I’m decluttering stuff from my childhood, and I come across my high school yearbook—senior year.

The yearbook-making class was taught by my English teacher, who supported my writing and art and encouraged me to take the class. But back then, I was 100% bookish nerd (not that things have changed much) and I refused to sign up, believing that learning InDesign, Photoshop, and book production sounded way too “fun” and would neither impress college admissions committees nor prepare me properly for the rigors of academia. (Of course, the irony is that after a detour in academia, I’m now a graphic designer.)

Unable to convince me to give the class a try, my teacher invited me to write an introductory piece for the yearbook. The theme of the book was “open.”

Revisiting this piece today threw me off my rhythm of decluttering. Thinking back, I realize that I didn’t really know back then what taking a leap really meant, or forgiving permanent damages, or anything that really entails being “open.” But I was teetering on the edge of my first big leap—going from sleepy rural town to vibrant university in a big city. And I could imagine what it meant.

So I was surprised today when I read this piece from me—younger me. I felt as though my younger self imagined something about being open that I’ve lost sight of, and that she was speaking to me from the past to say something I need to consider right now.

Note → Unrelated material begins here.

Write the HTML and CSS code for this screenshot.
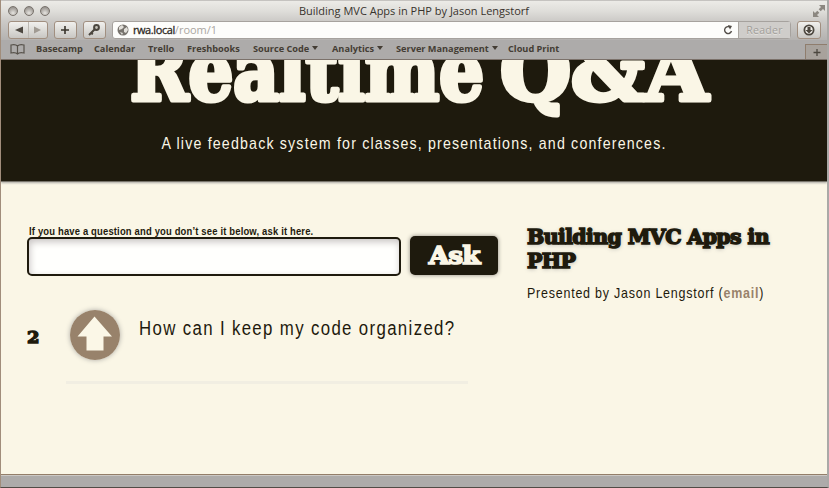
FILE: index.html
```html
<!DOCTYPE html>
<html lang="en">
<head>
<meta charset="utf-8">
<title>Building MVC Apps in PHP by Jason Lengstorf</title>
<link rel="stylesheet" href="styles.css">
</head>
<body>
<div class="window">
  <div class="titlebar">
    <div class="lights"><i></i><i></i><i></i></div>
    <span class="window-title">Building MVC Apps in PHP by Jason Lengstorf</span>
    <svg class="expand" width="12" height="12" viewBox="0 0 12 12"><path d="M6 0h6v6l-2-2-2.300 2.300-2-2L8 2zM0 6l2 2 2.300-2.300 2 2L4 10l2 2H0z" fill="#8b8780"/></svg>
  </div>
  <div class="toolbar">
    <div class="btn nav"><svg width="38" height="16" viewBox="0 0 38 16"><path d="M14 4.500v7L6 8z" fill="#4c4740"/><path d="M19.500 0v16" stroke="#bbb8b2"/><path d="M25 4.500v7l7-3.500z" fill="#a19b93"/></svg></div>
    <div class="btn plus"><svg width="20" height="16" viewBox="0 0 20 16"><path d="M10 4v8M6 8h8" stroke="#39342c" stroke-width="1.600"/></svg></div>
    <div class="btn key"><svg width="20" height="16" viewBox="0 0 20 16"><path d="M11 7l-6 6M7 11l2 1" stroke="#4b463e" stroke-width="2"/><circle cx="12.500" cy="5.500" r="2.400" fill="#c5c2ba" stroke="#4b463e" stroke-width="2"/></svg></div>
    <div class="address">
      <svg class="globe" width="12" height="12" viewBox="0 0 12 12"><circle cx="6" cy="6" r="5.500" fill="#77736d"/><path d="M2 3l3-2 2 2-2 2-3 1zM7 5l3-2 1 3-2 3-2-1zM3 8l3 1-1 2z" fill="#e2e0da"/></svg>
      <span class="url"><b>rwa.local</b>/room/1</span>
      <svg class="reload" width="10" height="10" viewBox="0 0 10 10"><path d="M7.500 2.500A3.500 3.500 0 1 0 8.500 6" fill="none" stroke="#55504a" stroke-width="1.400"/><path d="M5 0l4 1-2 3.500z" fill="#55504a"/></svg>
      <span class="reader">Reader</span>
    </div>
    <div class="btn download"><svg width="22" height="16" viewBox="0 0 22 16"><circle cx="11" cy="8" r="4.600" fill="#f3f1ec" stroke="#4c473f" stroke-width="1.800"/><path d="M9.500 5h3v3h2L11 11.500 7.500 8h2z" fill="#4c473f"/></svg></div>
  </div>
  <div class="bookmarks">
    <svg class="book" width="15" height="11" viewBox="0 0 15 11"><path d="M7.500 2C6 .5 3 .5 1 1v8c2-.5 5-.5 6.500 1C9 8.500 12 8.500 14 9V1C12 .5 9 .5 7.500 2v8" fill="none" stroke="#58534c" stroke-width="1.200"/></svg>
    <span class="b1">Basecamp</span><span class="b2">Calendar</span><span class="b3">Trello</span><span class="b4">Freshbooks</span><span class="b5 drop">Source Code</span><span class="b6 drop">Analytics</span><span class="b7 drop">Server Management</span><span class="b8">Cloud Print</span>
    <div class="newtab"><svg width="22" height="15" viewBox="0 0 22 15"><path d="M11 4v7M7.500 7.500h7" stroke="#4c473f" stroke-width="1.300"/></svg></div>
  </div>
  <div class="page">
    <header>
      <h1><svg width="826" height="62" viewBox="1 60 826 62"><text y="100"><tspan x="130" textLength="354" lengthAdjust="spacingAndGlyphs">Realtime</tspan><tspan x="500" textLength="208" lengthAdjust="spacingAndGlyphs">Q&amp;A</tspan></text></svg></h1>
      <p class="tagline"><span>A live feedback system for classes, presentations, and conferences.</span></p>
    </header>
    <div class="content">
      <main>
        <form>
          <div class="field">
            <label for="q"><span>If you have a question and you don’t see it below, ask it here.</span></label>
            <input id="q" type="text">
          </div>
          <button type="button"><span>Ask</span></button>
        </form>
        <div class="question">
          <strong class="votes"><span>2</span></strong>
          <div class="vote"><svg width="50" height="50" viewBox="0 0 50 50"><circle cx="25" cy="25" r="25" fill="#98826b"/><path d="M24.500 6.500L42 26.500h-8.500V40.500h-17V26.500H7.500z" fill="#fbf7e7"/></svg></div>
          <p><span>How can I keep my code organized?</span></p>
        </div>
        <div class="rule"></div>
      </main>
      <aside>
        <h2><span class="l1">Building MVC Apps in</span><br><span class="l2">PHP</span></h2>
        <p><span>Presented by Jason Lengstorf (<a>email</a>)</span></p>
      </aside>
    </div>
  </div>
  <div class="statusbar"></div>
</div>
</body>
</html>
```
FILE: styles.css
```css
* { box-sizing: border-box; }
body { margin: 0; width: 829px; height: 488px; overflow: hidden; background: #aaa8a5; font-family: "Liberation Sans", sans-serif; color: #1e1a0d; }
svg { display: block; }
.window { height: 488px; display: flex; flex-direction: column; border-left: 1px solid #a18d7b; border-right: 2px solid #aaa9a7; border-bottom: 1px solid #514b46; }
.titlebar { height: 21px; flex: none; display: flex; align-items: center; justify-content: space-between; padding: 0 2px 0 7px; background: linear-gradient(#ecebe7, #dfdeda 50%, #cccac7); border-top: 1px solid #c5c3c0; font: 11px "Open Sans", sans-serif; color: #38332d; }
.lights { display: flex; gap: 6px; width: 60px; }
.lights i { width: 10px; height: 10px; border-radius: 50%; border: 1px solid #78726c; background: radial-gradient(circle at 50% 75%, #e6e4e0, #aaa6a1 60%, #87827d); }
.window-title { margin-left: -5px; padding-bottom: 1px; }
.expand { margin-left: 48px; }
.toolbar { height: 19px; flex: none; display: flex; padding: 0 6px 0 7px; background: linear-gradient(#cccac7, #b4b2b0); }
.btn { height: 18px; border: 1px solid #a18f80; border-radius: 3px; background: linear-gradient(#f1f0ed, #c9c7c3); }
.nav { width: 40px; }
.plus { width: 23px; margin-left: 6px; }
.key { width: 23px; margin-left: 6px; }
.address { width: 681px; height: 18px; margin-left: 6px; display: flex; align-items: center; border: 1px solid #a6a29e; border-radius: 3px; background: #fdfdfb; }
.globe { margin-left: 4px; }
.url { flex: 1; margin-left: 4px; padding-bottom: 1px; font: 11px "Open Sans", sans-serif; letter-spacing: 0; color: #aaa6a1; }
.url b { font-weight: 400; color: #2d2923; letter-spacing: -.4px; -webkit-text-stroke: .3px; }
.reload { margin-right: 5px; }
.reader { width: 52px; height: 16px; text-align: center; font: 10.5px/16px "Open Sans", sans-serif; letter-spacing: .3px; color: #a19e99; background: #cfcdca; border-left: 1px solid #aaa6a0; text-shadow: 0 1px #e5e3e0; }
.download { width: 24px; margin-left: 6px; }
.bookmarks { height: 20px; flex: none; display: flex; align-items: center; padding: 0 0 1px 9px; background: #adabaa; border-bottom: 1px solid #7b716a; font: 700 9.200px "Open Sans", sans-serif; color: #443d34; white-space: nowrap; }
.bookmarks span { padding-bottom: 1px; }
.book { width: 15px; margin-right: 11px; }
.b1 { width: 58px; } .b2 { width: 54px; } .b3 { width: 39px; } .b4 { width: 66px; }
.b5 { width: 79px; } .b6 { width: 64px; } .b7 { width: 112px; }
.drop::after { content: ""; display: inline-block; margin-left: 3px; vertical-align: 2px; border: 3px solid transparent; border-top: 4px solid #443d34; border-bottom: 0; }
.newtab { margin-left: auto; margin-top: 5px; height: 15px; width: 22px; border: 1px solid #8f7d6d; border-right: 0; border-bottom: 0; background: #a8a29c; }
.page { height: 414px; flex: none; overflow: hidden; background: #faf6e6; }
header { height: 122px; background: #1e1a0d; border-bottom: 1px solid #77746b; box-shadow: 0 1px 2px #aaa9a4; color: #faf6e6; overflow: hidden; text-align: center; }
h1 { margin: 0; height: 62px; }
h1 text { font: 700 82px "DejaVu Serif", serif; fill: #faf6e6; stroke: #faf6e6; stroke-width: 5px; stroke-linejoin: round; }
.tagline { display: flex; justify-content: center; margin: 12px 0 0; font-size: 17px; line-height: 20px; letter-spacing: 1.4px; white-space: nowrap; }
.tagline span { transform: scaleX(.836); }
.content { display: flex; padding-left: 26px; }
main { width: 500px; flex: none; padding-top: 43px; }
form { display: flex; align-items: flex-end; gap: 9px; }
.field { width: 374px; }
label { display: block; padding-left: 2px; height: 12px; font-size: 11px; line-height: 13px; font-weight: 700; letter-spacing: .2px; white-space: nowrap; }
label span, .question p span, aside p span, h2 span { display: inline-block; transform-origin: 0 50%; }
label span { transform: scaleX(.857); }
input { display: block; width: 374px; height: 39px; border: 2px solid #1e1a0d; border-radius: 5px; background: #fffffd; box-shadow: inset 1px 3px 7px #c9c5c4; outline: 0; }
button { width: 88px; height: 39px; margin-bottom: 1px; padding: 0; border: 0; border-radius: 5px; background: #1e1a0d; box-shadow: 0 0 4px #88847c; color: #faf6e6; font: 700 24px "DejaVu Serif", serif; letter-spacing: -.8px; -webkit-text-stroke: 1.6px #faf6e6; }
button span { display: inline-block; transform: scaleX(1.1); }
.question { display: flex; padding-top: 34px; height: 98px; }
.votes { width: 43px; padding-top: 18px; font: 700 16px/20px "DejaVu Serif", serif; -webkit-text-stroke: 1.3px #1e1a0d; }
.votes span { display: inline-block; transform: scaleX(1.12); transform-origin: 0 50%; }
.vote { width: 50px; height: 50px; border-radius: 50%; box-shadow: 0 0 5px #aaa8a2; }
.question p { margin: 6px 0 0 19px; font-size: 20px; line-height: 24px; letter-spacing: 1.6px; white-space: nowrap; }
.question p span { transform: scaleX(.841); }
.rule { width: 402px; height: 3px; margin: 7px 0 0 39px; background: #f1eee2; }
aside { padding-top: 43px; white-space: nowrap; }
h2 { margin: 0; font: 700 20px/24px "DejaVu Serif", serif; letter-spacing: -.6px; -webkit-text-stroke: 1.5px #1e1a0d; text-shadow: 0 1px 4px #aaa9a4; }
h2 span { transform: scaleX(1.025); }
aside p { margin: 11px 0 0; font-size: 14.500px; line-height: 18px; letter-spacing: .9px; }
aside p span { transform: scaleX(.86); }
aside a { color: #98826b; font-weight: 700; }
.statusbar { flex: 1; border-top: 1px solid #937e69; background: #adabaa; box-shadow: inset 0 1px #cbc8c4; }
```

And, I reflected, maybe it’s something that you’d like to consider too, as we head into a new year. Here’s what I wrote:

If you’ve ever watched a momma bird feeding her babies, you’ll know what I’m talking about — the nest full of craning little necks, each trying to be higher than the other, reaching, reaching…and the pointy little beaks, each leading to a dark little tunnel from which dry little cheerps escape…and the closed little eyes, still covered with a thin, translucent layer of blue-grayish skin. The momma bird zooms back and forth from ground to nest, seemingly tireless, collecting whatever bugs and worms she can bring to feed her hungry children. She never has to search long, because they aren’t picky—anything would be delicious. Worms, beetles, snails—it’s all good.

Maybe it’s time to take a lesson from the young. Maybe it’s time to closer your eyes and open your hands. Tell—no, SCREAM to the world that you want something—anything new, anything fresh, anything! Blindly believe that it will come, and that it will be good. And don’t be surprised when it is.